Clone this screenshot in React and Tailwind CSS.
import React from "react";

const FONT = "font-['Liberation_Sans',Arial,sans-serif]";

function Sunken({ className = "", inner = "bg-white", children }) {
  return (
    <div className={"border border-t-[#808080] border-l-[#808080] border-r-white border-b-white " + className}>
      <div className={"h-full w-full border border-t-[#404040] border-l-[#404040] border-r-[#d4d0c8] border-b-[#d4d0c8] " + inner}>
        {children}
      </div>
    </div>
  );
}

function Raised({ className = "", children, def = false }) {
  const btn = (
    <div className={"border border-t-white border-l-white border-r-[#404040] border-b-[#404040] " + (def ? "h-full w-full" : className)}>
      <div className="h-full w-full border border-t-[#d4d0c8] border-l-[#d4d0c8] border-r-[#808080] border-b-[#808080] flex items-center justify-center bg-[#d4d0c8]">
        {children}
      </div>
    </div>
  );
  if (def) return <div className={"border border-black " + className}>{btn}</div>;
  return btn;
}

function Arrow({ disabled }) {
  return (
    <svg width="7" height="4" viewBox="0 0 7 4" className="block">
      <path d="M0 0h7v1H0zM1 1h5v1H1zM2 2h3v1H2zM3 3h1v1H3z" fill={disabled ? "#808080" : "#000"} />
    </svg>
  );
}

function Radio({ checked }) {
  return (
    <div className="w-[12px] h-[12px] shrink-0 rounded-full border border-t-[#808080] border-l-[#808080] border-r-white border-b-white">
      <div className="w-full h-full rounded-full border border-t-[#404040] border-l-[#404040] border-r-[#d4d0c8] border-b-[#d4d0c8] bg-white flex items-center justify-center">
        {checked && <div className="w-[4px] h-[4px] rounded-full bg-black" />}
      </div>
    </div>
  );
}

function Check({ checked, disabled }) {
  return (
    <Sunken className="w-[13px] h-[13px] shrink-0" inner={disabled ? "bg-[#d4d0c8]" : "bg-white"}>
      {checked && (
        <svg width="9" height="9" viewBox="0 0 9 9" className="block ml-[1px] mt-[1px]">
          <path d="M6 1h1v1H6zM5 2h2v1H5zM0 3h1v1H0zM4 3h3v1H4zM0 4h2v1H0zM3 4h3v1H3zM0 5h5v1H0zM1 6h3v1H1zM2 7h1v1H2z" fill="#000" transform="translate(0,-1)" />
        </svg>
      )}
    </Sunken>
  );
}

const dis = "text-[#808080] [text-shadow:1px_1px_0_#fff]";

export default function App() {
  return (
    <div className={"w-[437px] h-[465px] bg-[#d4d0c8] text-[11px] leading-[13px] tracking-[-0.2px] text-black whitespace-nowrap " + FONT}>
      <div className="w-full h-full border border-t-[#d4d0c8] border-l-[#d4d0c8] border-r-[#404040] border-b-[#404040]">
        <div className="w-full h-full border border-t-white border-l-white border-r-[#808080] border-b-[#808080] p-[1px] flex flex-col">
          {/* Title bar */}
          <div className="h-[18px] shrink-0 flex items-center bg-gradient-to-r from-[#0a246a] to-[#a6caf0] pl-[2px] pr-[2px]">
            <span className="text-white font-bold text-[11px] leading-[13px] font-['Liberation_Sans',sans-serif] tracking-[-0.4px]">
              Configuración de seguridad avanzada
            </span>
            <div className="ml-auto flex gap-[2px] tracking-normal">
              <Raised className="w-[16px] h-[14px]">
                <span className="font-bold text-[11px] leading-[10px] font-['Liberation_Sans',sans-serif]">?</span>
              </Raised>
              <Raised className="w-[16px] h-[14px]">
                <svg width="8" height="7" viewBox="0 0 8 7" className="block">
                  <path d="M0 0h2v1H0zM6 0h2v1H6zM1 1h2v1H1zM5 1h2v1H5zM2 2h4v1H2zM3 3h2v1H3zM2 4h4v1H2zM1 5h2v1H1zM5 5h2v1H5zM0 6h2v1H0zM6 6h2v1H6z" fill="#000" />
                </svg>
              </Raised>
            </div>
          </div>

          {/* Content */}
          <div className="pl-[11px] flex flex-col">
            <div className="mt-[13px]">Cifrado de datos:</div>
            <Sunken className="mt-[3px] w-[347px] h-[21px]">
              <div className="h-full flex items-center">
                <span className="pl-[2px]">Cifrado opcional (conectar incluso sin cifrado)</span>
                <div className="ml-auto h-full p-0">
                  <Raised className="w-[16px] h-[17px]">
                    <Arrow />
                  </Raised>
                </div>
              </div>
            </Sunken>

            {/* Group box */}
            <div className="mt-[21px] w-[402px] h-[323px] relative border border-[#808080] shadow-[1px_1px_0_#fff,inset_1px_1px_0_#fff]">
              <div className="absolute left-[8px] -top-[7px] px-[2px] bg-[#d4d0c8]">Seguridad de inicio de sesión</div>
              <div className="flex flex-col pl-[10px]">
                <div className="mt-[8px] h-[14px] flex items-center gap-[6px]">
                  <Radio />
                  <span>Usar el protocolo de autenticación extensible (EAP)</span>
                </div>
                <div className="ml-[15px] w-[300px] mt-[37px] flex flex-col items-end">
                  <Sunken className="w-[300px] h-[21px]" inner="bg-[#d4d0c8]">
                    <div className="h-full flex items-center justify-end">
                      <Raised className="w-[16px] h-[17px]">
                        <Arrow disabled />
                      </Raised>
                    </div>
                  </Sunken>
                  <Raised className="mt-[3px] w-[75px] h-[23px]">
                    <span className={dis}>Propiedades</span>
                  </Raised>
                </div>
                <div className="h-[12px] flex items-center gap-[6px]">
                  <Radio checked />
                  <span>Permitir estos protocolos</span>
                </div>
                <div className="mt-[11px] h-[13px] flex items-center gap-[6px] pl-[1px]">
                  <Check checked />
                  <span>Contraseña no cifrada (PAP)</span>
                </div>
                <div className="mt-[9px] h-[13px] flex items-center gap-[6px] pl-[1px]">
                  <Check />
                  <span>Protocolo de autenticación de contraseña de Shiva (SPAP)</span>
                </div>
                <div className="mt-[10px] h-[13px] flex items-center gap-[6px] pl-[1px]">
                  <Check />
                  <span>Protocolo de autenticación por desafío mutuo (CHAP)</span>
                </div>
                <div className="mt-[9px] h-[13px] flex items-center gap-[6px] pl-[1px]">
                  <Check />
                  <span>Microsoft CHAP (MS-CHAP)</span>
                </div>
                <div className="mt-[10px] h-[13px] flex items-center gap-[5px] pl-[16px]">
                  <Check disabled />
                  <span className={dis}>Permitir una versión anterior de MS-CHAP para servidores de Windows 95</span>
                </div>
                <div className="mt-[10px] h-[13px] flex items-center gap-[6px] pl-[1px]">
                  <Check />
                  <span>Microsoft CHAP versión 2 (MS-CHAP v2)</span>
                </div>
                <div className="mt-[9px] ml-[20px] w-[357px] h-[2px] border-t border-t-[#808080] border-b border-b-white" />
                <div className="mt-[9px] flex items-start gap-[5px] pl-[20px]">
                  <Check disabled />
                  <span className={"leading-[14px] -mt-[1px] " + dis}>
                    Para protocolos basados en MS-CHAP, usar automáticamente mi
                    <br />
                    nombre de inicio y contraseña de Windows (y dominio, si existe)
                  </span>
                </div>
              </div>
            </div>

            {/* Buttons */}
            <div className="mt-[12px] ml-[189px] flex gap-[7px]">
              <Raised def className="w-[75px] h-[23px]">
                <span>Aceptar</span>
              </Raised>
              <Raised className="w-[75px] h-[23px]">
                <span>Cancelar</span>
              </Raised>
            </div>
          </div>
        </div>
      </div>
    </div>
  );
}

▶ YOUR INSTRUCTIONS
All of the material above needs to be copied exactly.

▶ ANSWER FOR THE TASK
Clone this screenshot in React and Tailwind CSS.
import React from "react";

const FONT = "font-['Liberation_Sans',Arial,sans-serif]";

function Sunken({ className = "", inner = "bg-white", children }) {
  return (
    <div className={"border border-t-[#808080] border-l-[#808080] border-r-white border-b-white " + className}>
      <div className={"h-full w-full border border-t-[#404040] border-l-[#404040] border-r-[#d4d0c8] border-b-[#d4d0c8] " + inner}>
        {children}
      </div>
    </div>
  );
}

function Raised({ className = "", children, def = false }) {
  const btn = (
    <div className={"border border-t-white border-l-white border-r-[#404040] border-b-[#404040] " + (def ? "h-full w-full" : className)}>
      <div className="h-full w-full border border-t-[#d4d0c8] border-l-[#d4d0c8] border-r-[#808080] border-b-[#808080] flex items-center justify-center bg-[#d4d0c8]">
        {children}
      </div>
    </div>
  );
  if (def) return <div className={"border border-black " + className}>{btn}</div>;
  return btn;
}

function Arrow({ disabled }) {
  return (
    <svg width="7" height="4" viewBox="0 0 7 4" className="block">
      <path d="M0 0h7v1H0zM1 1h5v1H1zM2 2h3v1H2zM3 3h1v1H3z" fill={disabled ? "#808080" : "#000"} />
    </svg>
  );
}

function Radio({ checked }) {
  return (
    <div className="w-[12px] h-[12px] shrink-0 rounded-full border border-t-[#808080] border-l-[#808080] border-r-white border-b-white">
      <div className="w-full h-full rounded-full border border-t-[#404040] border-l-[#404040] border-r-[#d4d0c8] border-b-[#d4d0c8] bg-white flex items-center justify-center">
        {checked && <div className="w-[4px] h-[4px] rounded-full bg-black" />}
      </div>
    </div>
  );
}

function Check({ checked, disabled }) {
  return (
    <Sunken className="w-[13px] h-[13px] shrink-0" inner={disabled ? "bg-[#d4d0c8]" : "bg-white"}>
      {checked && (
        <svg width="9" height="9" viewBox="0 0 9 9" className="block ml-[1px] mt-[1px]">
          <path d="M6 1h1v1H6zM5 2h2v1H5zM0 3h1v1H0zM4 3h3v1H4zM0 4h2v1H0zM3 4h3v1H3zM0 5h5v1H0zM1 6h3v1H1zM2 7h1v1H2z" fill="#000" transform="translate(0,-1)" />
        </svg>
      )}
    </Sunken>
  );
}

const dis = "text-[#808080] [text-shadow:1px_1px_0_#fff]";

export default function App() {
  return (
    <div className={"w-[437px] h-[465px] bg-[#d4d0c8] text-[11px] leading-[13px] tracking-[-0.2px] text-black whitespace-nowrap " + FONT}>
      <div className="w-full h-full border border-t-[#d4d0c8] border-l-[#d4d0c8] border-r-[#404040] border-b-[#404040]">
        <div className="w-full h-full border border-t-white border-l-white border-r-[#808080] border-b-[#808080] p-[1px] flex flex-col">
          {/* Title bar */}
          <div className="h-[18px] shrink-0 flex items-center bg-gradient-to-r from-[#0a246a] to-[#a6caf0] pl-[2px] pr-[2px]">
            <span className="text-white font-bold text-[11px] leading-[13px] font-['Liberation_Sans',sans-serif] tracking-[-0.4px]">
              Configuración de seguridad avanzada
            </span>
            <div className="ml-auto flex gap-[2px] tracking-normal">
              <Raised className="w-[16px] h-[14px]">
                <span className="font-bold text-[11px] leading-[10px] font-['Liberation_Sans',sans-serif]">?</span>
              </Raised>
              <Raised className="w-[16px] h-[14px]">
                <svg width="8" height="7" viewBox="0 0 8 7" className="block">
                  <path d="M0 0h2v1H0zM6 0h2v1H6zM1 1h2v1H1zM5 1h2v1H5zM2 2h4v1H2zM3 3h2v1H3zM2 4h4v1H2zM1 5h2v1H1zM5 5h2v1H5zM0 6h2v1H0zM6 6h2v1H6z" fill="#000" />
                </svg>
              </Raised>
            </div>
          </div>

          {/* Content */}
          <div className="pl-[11px] flex flex-col">
            <div className="mt-[13px]">Cifrado de datos:</div>
            <Sunken className="mt-[3px] w-[347px] h-[21px]">
              <div className="h-full flex items-center">
                <span className="pl-[2px]">Cifrado opcional (conectar incluso sin cifrado)</span>
                <div className="ml-auto h-full p-0">
                  <Raised className="w-[16px] h-[17px]">
                    <Arrow />
                  </Raised>
                </div>
              </div>
            </Sunken>

            {/* Group box */}
            <div className="mt-[21px] w-[402px] h-[323px] relative border border-[#808080] shadow-[1px_1px_0_#fff,inset_1px_1px_0_#fff]">
              <div className="absolute left-[8px] -top-[7px] px-[2px] bg-[#d4d0c8]">Seguridad de inicio de sesión</div>
              <div className="flex flex-col pl-[10px]">
                <div className="mt-[8px] h-[14px] flex items-center gap-[6px]">
                  <Radio />
                  <span>Usar el protocolo de autenticación extensible (EAP)</span>
                </div>
                <div className="ml-[15px] w-[300px] mt-[37px] flex flex-col items-end">
                  <Sunken className="w-[300px] h-[21px]" inner="bg-[#d4d0c8]">
                    <div className="h-full flex items-center justify-end">
                      <Raised className="w-[16px] h-[17px]">
                        <Arrow disabled />
                      </Raised>
                    </div>
                  </Sunken>
                  <Raised className="mt-[3px] w-[75px] h-[23px]">
                    <span className={dis}>Propiedades</span>
                  </Raised>
                </div>
                <div className="h-[12px] flex items-center gap-[6px]">
                  <Radio checked />
                  <span>Permitir estos protocolos</span>
                </div>
                <div className="mt-[11px] h-[13px] flex items-center gap-[6px] pl-[1px]">
                  <Check checked />
                  <span>Contraseña no cifrada (PAP)</span>
                </div>
                <div className="mt-[9px] h-[13px] flex items-center gap-[6px] pl-[1px]">
                  <Check />
                  <span>Protocolo de autenticación de contraseña de Shiva (SPAP)</span>
                </div>
                <div className="mt-[10px] h-[13px] flex items-center gap-[6px] pl-[1px]">
                  <Check />
                  <span>Protocolo de autenticación por desafío mutuo (CHAP)</span>
                </div>
                <div className="mt-[9px] h-[13px] flex items-center gap-[6px] pl-[1px]">
                  <Check />
                  <span>Microsoft CHAP (MS-CHAP)</span>
                </div>
                <div className="mt-[10px] h-[13px] flex items-center gap-[5px] pl-[16px]">
                  <Check disabled />
                  <span className={dis}>Permitir una versión anterior de MS-CHAP para servidores de Windows 95</span>
                </div>
                <div className="mt-[10px] h-[13px] flex items-center gap-[6px] pl-[1px]">
                  <Check />
                  <span>Microsoft CHAP versión 2 (MS-CHAP v2)</span>
                </div>
                <div className="mt-[9px] ml-[20px] w-[357px] h-[2px] border-t border-t-[#808080] border-b border-b-white" />
                <div className="mt-[9px] flex items-start gap-[5px] pl-[20px]">
                  <Check disabled />
                  <span className={"leading-[14px] -mt-[1px] " + dis}>
                    Para protocolos basados en MS-CHAP, usar automáticamente mi
                    <br />
                    nombre de inicio y contraseña de Windows (y dominio, si existe)
                  </span>
                </div>
              </div>
            </div>

            {/* Buttons */}
            <div className="mt-[12px] ml-[189px] flex gap-[7px]">
              <Raised def className="w-[75px] h-[23px]">
                <span>Aceptar</span>
              </Raised>
              <Raised className="w-[75px] h-[23px]">
                <span>Cancelar</span>
              </Raised>
            </div>
          </div>
        </div>
      </div>
    </div>
  );
}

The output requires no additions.